Technicians will now take a step-by-step approach, similar to how structure was built on the way up, watching for a retracement and potential retest of the 20-day SMA in the coming days. This would help determine whether former support turns into resistance or if this pullback is just a short-term blip. But for the Bears, more is needed on the news front to sustain a meaningful downtrend  and several catalysts could fuel further downside.

Tariff risk has re-emerged, and volatility markets are beginning to reflect that as downside hedges in the options complex catch a bid. With the VIX starting the week above 20, implying roughly a 1.25% daily move in the S&P 500, Friday’s monthly options expiration could further increase index and single-stock options volumes. Repositioning ahead of the upcoming Fed meeting at the end of the month is also in play. In an environment of elevated implied volatility, the readjustment of options positioning alone can mechanically generate volatility in the underlying markets. Watch the lead-up to Friday’s expiration closely.

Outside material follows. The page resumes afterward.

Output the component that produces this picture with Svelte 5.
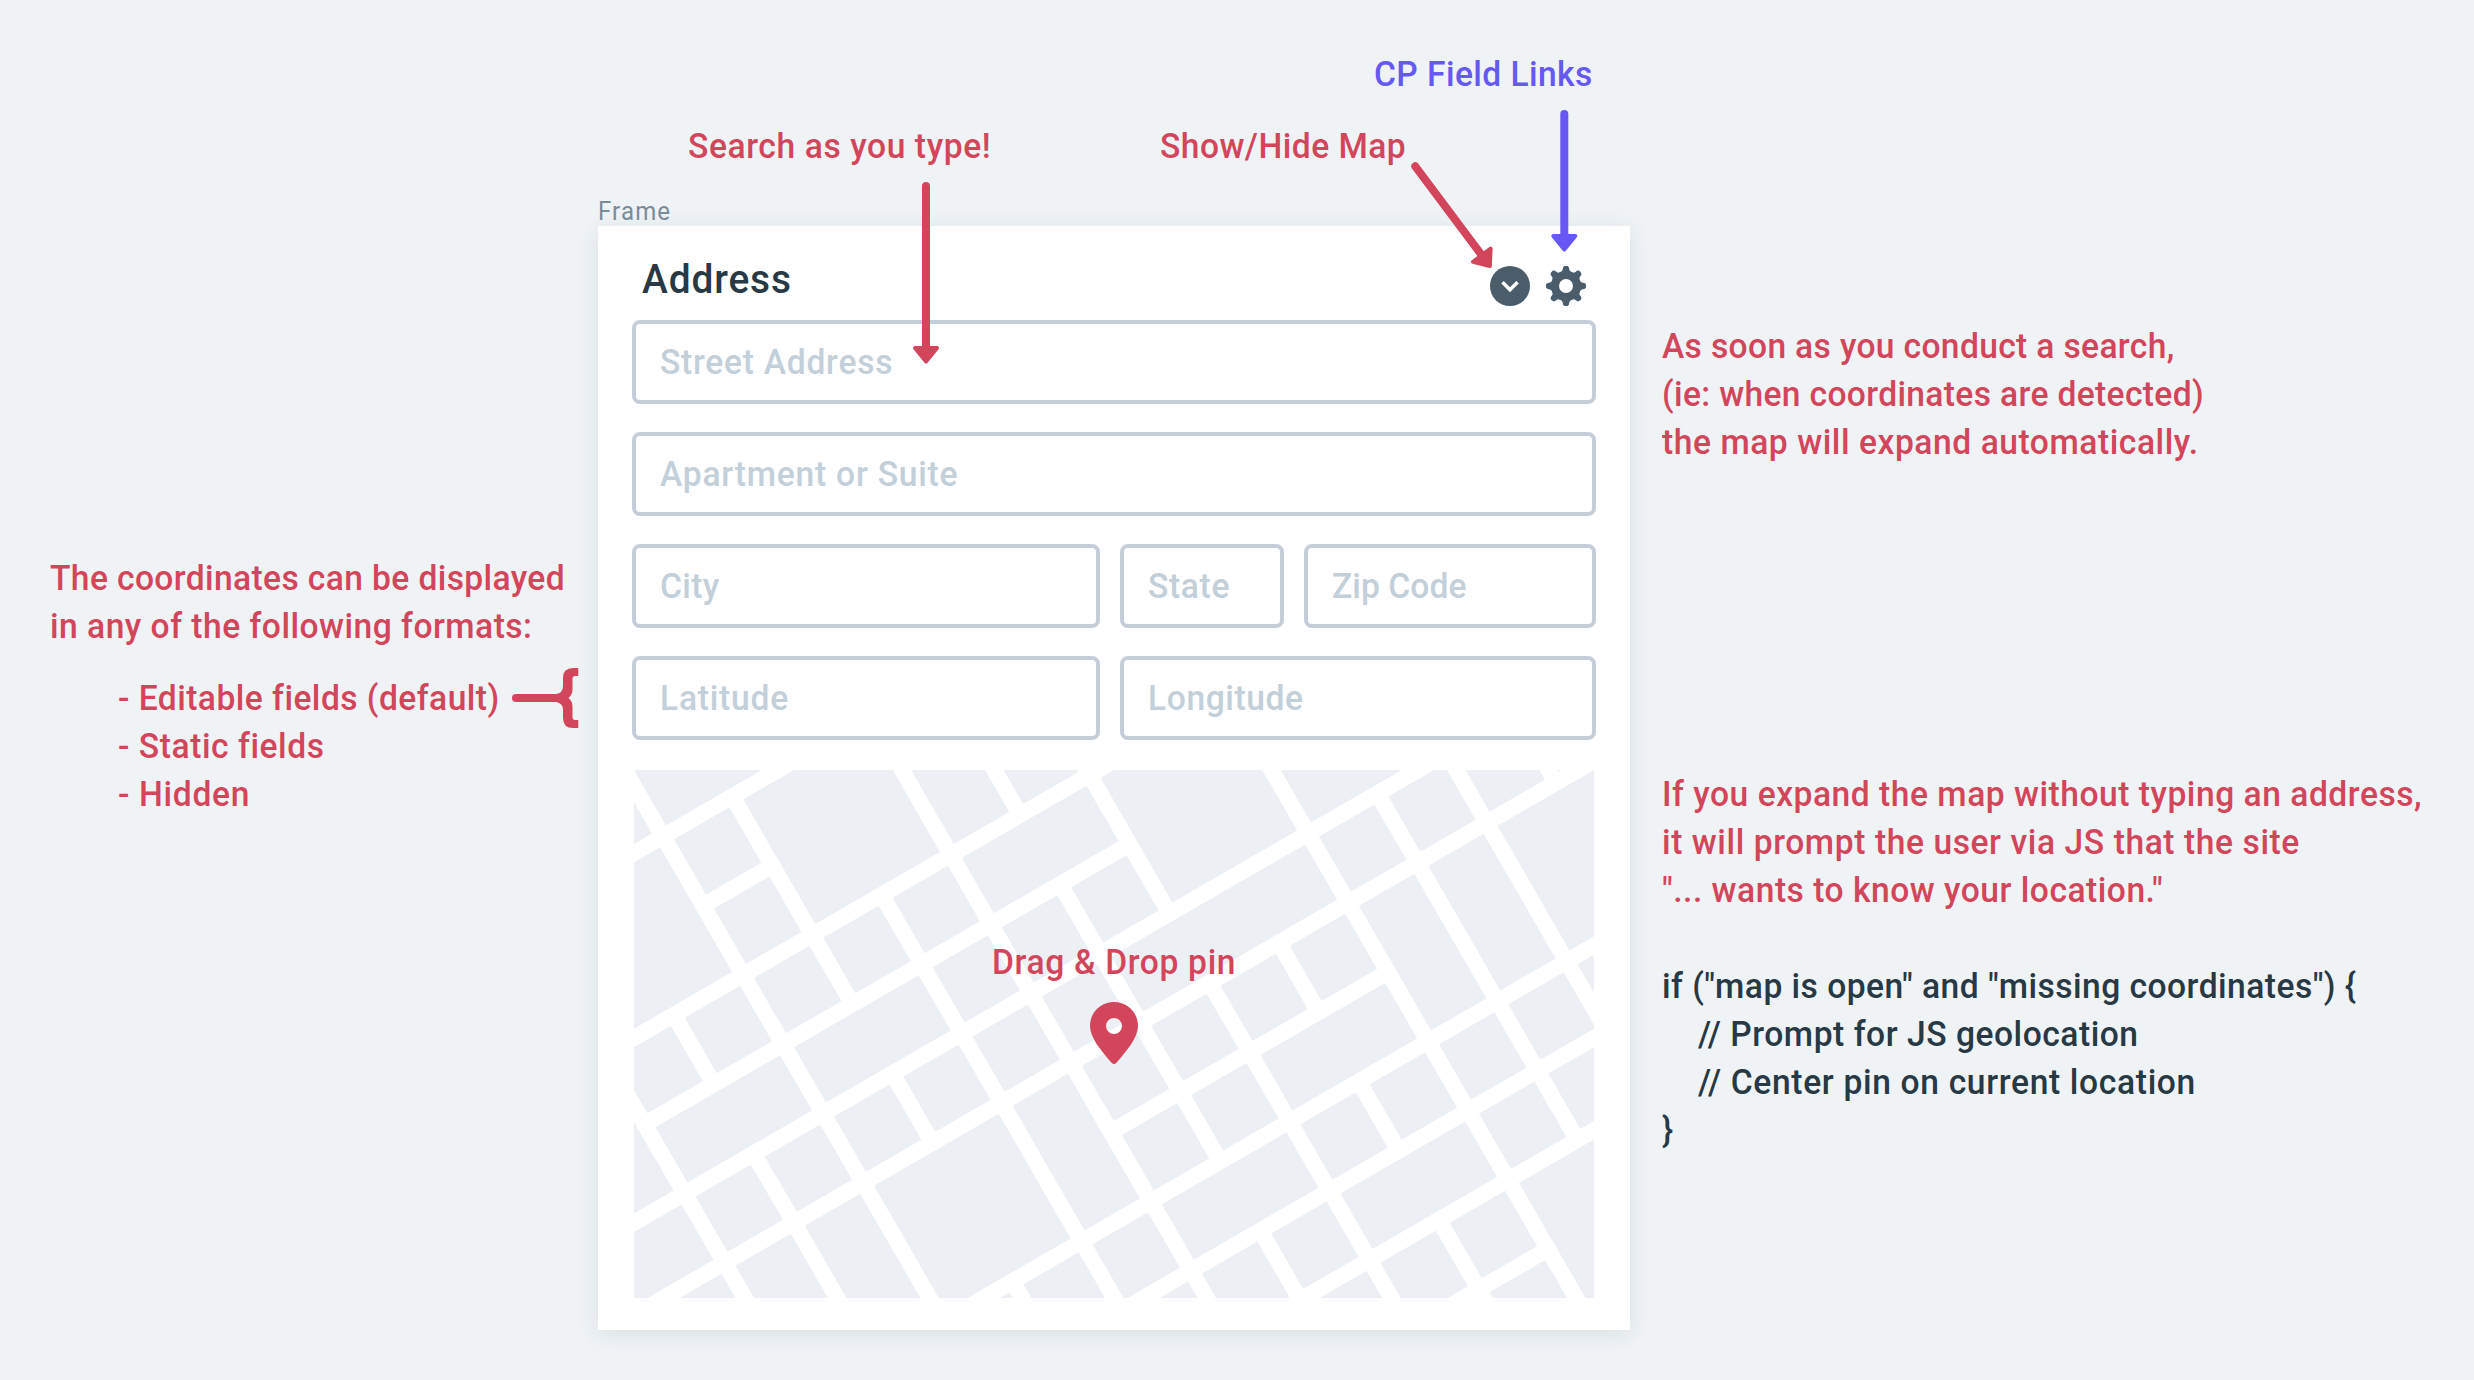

A secondary but important story overshadowed in recent days is the mounting pressure in Argentina. Sovereign debt stress and political turmoil are draining investor confidence and weighing on the country’s equity markets. Late last week, U.S. Treasury Secretary Scott Bessent announced a finalized plan to provide a $20 billion currency swap line to help stabilize the Argentine peso. The announcement briefly sent Argentine markets higher on Thursday, but those gains were partially reversed on Friday. The key question: Is the U.S.-provided swap line enough to ease market fears? And what ripple effects could emerge in broader sovereign credit markets?

Lastly, while equity markets have largely shrugged off the U.S. government shutdown, we are now entering the third week, and the economic impacts may soon begin to surface. Although the stalemate in both chambers of Congress appears entrenched, pressure could start to influence key economic indicators that the Fed relies on. Layering in the potential for increased tariffs on China, the Fed may soon face a more complicated balancing act between labor market strength and inflation pressures a key dynamic to monitor heading into the next policy meeting.

The market’s technical structure has clearly fractured, but the bears still need stronger catalysts to maintain downside momentum. Tariff uncertainty, rising volatility, emerging sovereign stress, and lingering shutdown risks are converging into a potentially volatile setup over the coming weeks. With options expiration on deck and a pivotal Fed meeting at the end of the month, the path forward will likely hinge on whether these pressures escalate into sustained selling or simply trigger another tactical reset before the next move higher.